Permalink http://canmore.org.uk/event/1006431

A symbol stone was found during ploughing in the Dairy Park on 23rd February 1977 by Messrs David Low and Graham Park. Subsequent excavation by Dr Close-Brooks established that the stone overlay a low, rectangular cairn, covering a long-cisted extended inhumation of an adult female, lying ENE-WSW and unaccompanied by grave-goods.

The cist, unpaved, was set in a pit dug into the gravel subsoil, and measured about 2.3m long by 1.0m wide by 0.6m deep. It was composed of sandstone slabs and there is some question as to how it was covered as none of the capstones were of any great size and they had partially collapsed into the grave. The cist had been completely covered by a layer of clean, yellow sand lying on the natural gravel and overlaid in turn by a thin covering of pebbles, bounded by a kerb of laid boulders on the N and W, and presumably originally also on the S and E, though no trace survived on these sides. The cairn is estimated to have measured about 9.5m by 7m by 0.5m to 0.6m high. There was no trace of a ditch.

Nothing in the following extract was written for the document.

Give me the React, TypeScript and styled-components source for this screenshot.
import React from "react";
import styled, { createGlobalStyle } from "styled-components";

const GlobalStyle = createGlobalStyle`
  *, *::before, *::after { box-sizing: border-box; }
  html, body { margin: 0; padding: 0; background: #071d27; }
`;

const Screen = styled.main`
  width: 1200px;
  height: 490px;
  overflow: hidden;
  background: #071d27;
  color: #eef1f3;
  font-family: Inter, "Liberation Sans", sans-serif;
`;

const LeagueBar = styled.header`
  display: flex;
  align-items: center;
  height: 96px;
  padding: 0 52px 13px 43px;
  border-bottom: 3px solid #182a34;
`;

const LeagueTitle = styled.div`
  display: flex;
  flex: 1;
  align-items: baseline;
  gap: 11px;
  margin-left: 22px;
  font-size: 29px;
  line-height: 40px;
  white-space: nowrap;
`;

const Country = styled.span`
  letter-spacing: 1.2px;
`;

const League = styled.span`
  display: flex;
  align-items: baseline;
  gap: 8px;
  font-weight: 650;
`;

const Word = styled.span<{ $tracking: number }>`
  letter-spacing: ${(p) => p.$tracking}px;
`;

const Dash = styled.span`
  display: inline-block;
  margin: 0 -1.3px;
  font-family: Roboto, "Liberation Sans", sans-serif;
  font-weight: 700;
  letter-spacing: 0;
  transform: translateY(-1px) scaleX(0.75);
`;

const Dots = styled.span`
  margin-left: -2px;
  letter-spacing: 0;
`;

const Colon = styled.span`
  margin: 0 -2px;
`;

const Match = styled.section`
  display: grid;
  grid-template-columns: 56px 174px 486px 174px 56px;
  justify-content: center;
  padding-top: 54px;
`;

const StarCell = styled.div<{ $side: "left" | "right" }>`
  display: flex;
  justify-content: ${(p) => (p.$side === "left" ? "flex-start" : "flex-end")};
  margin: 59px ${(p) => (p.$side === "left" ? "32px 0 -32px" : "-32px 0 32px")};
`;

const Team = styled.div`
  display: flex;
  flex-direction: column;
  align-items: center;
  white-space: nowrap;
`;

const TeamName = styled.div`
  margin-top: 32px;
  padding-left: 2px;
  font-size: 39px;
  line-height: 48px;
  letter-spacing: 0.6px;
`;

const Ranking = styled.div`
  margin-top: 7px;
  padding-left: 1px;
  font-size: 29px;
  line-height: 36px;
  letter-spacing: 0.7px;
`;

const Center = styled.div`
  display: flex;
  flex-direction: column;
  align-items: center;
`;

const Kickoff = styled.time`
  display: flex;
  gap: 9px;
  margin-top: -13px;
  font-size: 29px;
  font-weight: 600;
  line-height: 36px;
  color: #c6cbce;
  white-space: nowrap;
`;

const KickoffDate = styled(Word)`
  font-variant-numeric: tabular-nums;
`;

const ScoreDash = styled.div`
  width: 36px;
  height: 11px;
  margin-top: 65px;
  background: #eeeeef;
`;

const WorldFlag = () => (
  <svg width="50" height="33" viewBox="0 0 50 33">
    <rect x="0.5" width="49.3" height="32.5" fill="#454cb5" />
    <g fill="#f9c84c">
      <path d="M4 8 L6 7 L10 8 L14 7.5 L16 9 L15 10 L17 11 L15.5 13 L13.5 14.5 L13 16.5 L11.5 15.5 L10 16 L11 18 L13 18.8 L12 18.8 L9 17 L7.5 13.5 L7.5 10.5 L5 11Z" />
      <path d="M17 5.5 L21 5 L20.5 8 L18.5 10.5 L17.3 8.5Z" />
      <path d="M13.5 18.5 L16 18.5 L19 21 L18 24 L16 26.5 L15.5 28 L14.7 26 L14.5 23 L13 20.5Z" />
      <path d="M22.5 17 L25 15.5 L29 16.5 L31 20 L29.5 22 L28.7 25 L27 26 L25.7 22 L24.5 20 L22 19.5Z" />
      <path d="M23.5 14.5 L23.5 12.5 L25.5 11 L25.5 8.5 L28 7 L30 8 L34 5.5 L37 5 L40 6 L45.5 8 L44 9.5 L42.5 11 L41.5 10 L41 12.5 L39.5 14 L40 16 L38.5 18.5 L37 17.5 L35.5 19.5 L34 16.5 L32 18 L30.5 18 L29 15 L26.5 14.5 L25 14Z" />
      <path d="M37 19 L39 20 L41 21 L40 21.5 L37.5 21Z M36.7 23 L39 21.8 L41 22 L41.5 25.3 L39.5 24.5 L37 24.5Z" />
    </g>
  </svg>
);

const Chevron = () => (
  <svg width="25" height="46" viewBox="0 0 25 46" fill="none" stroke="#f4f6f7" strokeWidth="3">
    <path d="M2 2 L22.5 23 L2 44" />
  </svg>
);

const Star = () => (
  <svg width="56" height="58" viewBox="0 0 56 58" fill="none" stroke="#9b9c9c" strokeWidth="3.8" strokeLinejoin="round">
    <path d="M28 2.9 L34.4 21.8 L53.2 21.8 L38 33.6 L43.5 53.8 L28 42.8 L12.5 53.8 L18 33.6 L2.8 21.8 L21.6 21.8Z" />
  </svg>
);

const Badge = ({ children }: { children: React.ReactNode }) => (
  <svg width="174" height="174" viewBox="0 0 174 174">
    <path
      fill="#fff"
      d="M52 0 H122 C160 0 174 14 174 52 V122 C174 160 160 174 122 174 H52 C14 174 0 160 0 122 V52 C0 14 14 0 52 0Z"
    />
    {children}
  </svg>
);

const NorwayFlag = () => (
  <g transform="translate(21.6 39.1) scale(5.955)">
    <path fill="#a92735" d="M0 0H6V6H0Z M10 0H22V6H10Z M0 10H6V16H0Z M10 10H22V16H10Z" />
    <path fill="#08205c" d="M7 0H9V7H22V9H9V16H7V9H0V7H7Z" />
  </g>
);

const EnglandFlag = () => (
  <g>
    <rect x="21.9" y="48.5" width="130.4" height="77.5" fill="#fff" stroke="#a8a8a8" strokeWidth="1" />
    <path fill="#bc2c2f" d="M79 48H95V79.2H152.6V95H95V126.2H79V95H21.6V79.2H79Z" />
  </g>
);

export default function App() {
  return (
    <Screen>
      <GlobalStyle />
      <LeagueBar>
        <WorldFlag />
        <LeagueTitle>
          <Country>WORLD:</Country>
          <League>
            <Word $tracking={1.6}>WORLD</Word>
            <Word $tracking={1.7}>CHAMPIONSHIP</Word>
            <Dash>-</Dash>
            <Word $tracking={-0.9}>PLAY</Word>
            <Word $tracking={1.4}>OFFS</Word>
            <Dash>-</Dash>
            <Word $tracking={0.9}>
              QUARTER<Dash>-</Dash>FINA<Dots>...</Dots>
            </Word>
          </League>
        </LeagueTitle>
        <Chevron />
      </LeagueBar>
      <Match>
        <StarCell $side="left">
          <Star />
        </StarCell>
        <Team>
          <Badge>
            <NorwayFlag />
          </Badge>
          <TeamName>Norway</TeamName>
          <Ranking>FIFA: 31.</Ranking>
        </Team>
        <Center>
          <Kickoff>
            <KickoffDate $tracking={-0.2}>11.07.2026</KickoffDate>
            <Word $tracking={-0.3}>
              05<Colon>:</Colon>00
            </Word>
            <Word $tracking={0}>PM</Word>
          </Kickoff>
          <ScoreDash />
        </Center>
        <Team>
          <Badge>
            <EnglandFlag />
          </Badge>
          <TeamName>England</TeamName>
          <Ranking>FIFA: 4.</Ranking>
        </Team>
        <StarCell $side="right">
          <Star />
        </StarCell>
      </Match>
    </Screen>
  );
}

Carbon-14 dating of the skeletal material gave 660 +/- 50 AD and 625 +/- 50 AD (uncalibrated), dates consistent with that of the Class I symbol stone which may have at one time marked the site.

It is an unworked slab of sea-smoothed, pink sandstone, 1.2m long, 1.5m wide and 0.15m thick, with the incised symbols on one face only. They consist of a double crescent, a serpent and Z-rod and a comb and mirror. The stone, which is presumed to have stood erect over the cairn although no socket was identified, is now in Dunrobin Castle Museum.

Ackergill (ND35SW 12) offers the closest parallel for the cairn and long cist, while other instances occur of the association of symbol stones and burial cairns. Two other Class I symbol stones associated with cists have been found near Dairy Park (NC80SW 9 and 24), but in each case the use of the symbol stone was secondary.

J Close-Brooks 1977; J Close-Brooks 1981.